Svetlana Moskalenko campe une Reine de la Nuit aux moyens faciles, aux aigus dardés et aux vocalises hardiment maîtrisées. Toutefois, le timbre un rien métallique surprend et le vibrato s’élargit un peu trop à certains moments. Le ténor américain Eric Ferring campe un Tamino attachant. La projection vocale est probante, établie et la souplesse attendue paraît bien au rendez-vous. Il manque toutefois comme une flamme supplémentaire à sa prestation pour pleinement l’illuminer. Sa Pamina, Lenneke Ruiten séduit par la franchise de sa voix de soprano qui allie largeur et investissement dans le rôle. Un peu plus de nuances et de diversité de timbre seraient cependant les bienvenues, même si son interprétation de l’air sublime “Ach, ich fühl's”, un peu immédiate toutefois mais disposant de piani soignés, a tout pour plaire.

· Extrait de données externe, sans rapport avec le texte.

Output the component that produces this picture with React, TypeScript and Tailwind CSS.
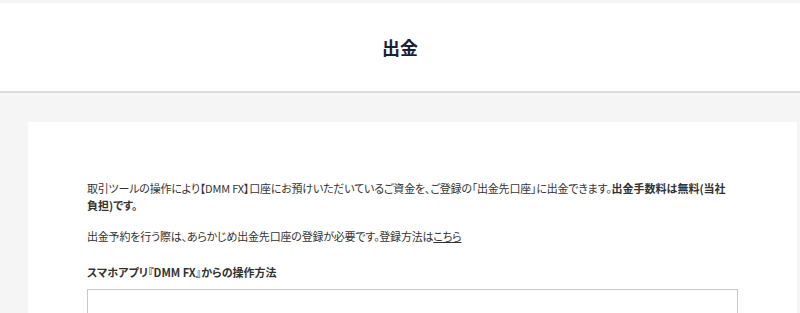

Le baryton Huw Montague Rendall connaît son Papageno sur le bout des doigts et son aisance scénique traduit une expérience toujours renouvelée, encore tout récemment à l’Opéra Bastille lors de la reprise de l’ouvrage en début de saison dans la mise en scène de Robert Carsen. La voix s’impose par l’aisance de son émission, sa portée en salle et sa ductilité qui convient sans conteste au rôle dont il ne fait qu’une bouchée. Il trouve en sa partenaire en Pagagena, Elisabeth Boudreault, un double imparable. La voix est ravissante, colorée. Leurs duos du deuxième acte font un effet irrésistible.

Peter Kirk compose un Monostatos particulièrement libidineux et empli de traîtrise. Sa voix de ténor un peu sourde mais au timbre très accrocheur donne sa juste dimension au personnage. Le trio des Trois Dames est empli d’une juste joie. Julie Goussot fait valoir en Première Dame un soprano de belle allure, aux aigus percutants. Eugénie Joneau (ancienne membre du Studio maison et Révélation Lyrique des dernières Victoires de la Musique Classique) dispose d’une voix de mezzo-soprano assez longue et bien timbrée, débordant d’énergie dans son incarnation de la Deuxième Dame. Un peu plus en retrait, la mezzo-soprano chinoise Liying Yang, qui a rejoint l'année dernière l’Opéra Studio de l’Opéra du Rhin, se distingue par une couleur de voix bien ancrée et assez caractérisée.

Le baryton Manuel Walser, pour sa part, donne du caractère à l’Orateur et déploie des moyens solides et affirmés. Le ténor Iannis Gaussin et le baryton Oleg Volkov, tous deux membres de l’Opéra Studio, campent les deux ministres, le premier révélant une voix encore légère mais touchante, le second des moyens plus affirmés. Les Chœurs de l’Opéra National du Rhin montrent la mise en place précise travaillée sous la conduite avisée de leur tout nouveau chef, Hendrik Haas qui a pris ses fonctions le mois dernier venant de Stuttgart. Le chef d’orchestre Andreas Spering a déjà précédemment dirigé deux autres ouvrages de Mozart à l’Opéra du Rhin (La Clémence de Titus en 2015 et Don Giovanni en 2019). Sa direction de l’ouverture de La Flûte enchantée s’avère un peu trop cadrée et stricte. Passée cette partie, placé à la tête de l’Orchestre Symphonique de Mulhouse, il arrondit délibérément les angles avec un vrai souci des pulsations de la musique de Mozart, de ses multiples nuances et impose un raffinement plus sensible. Une longue ovation de la part du public présent (la salle affichant complet) vient saluer le spectacle. Compte-tenu du nombre de représentations prévues (11 au total) se répartissant entre Strasbourg et Mulhouse, une seconde distribution concernant les rôles principaux réunit notamment Marie-Eve Munger en Reine de la nuit, Hélène Carpentier en Pamina, Trystan Llyr Griffiths en Tamino et Michael Borth en Papageno (compte-rendu à suivre ultérieurement sur Ôlyrix).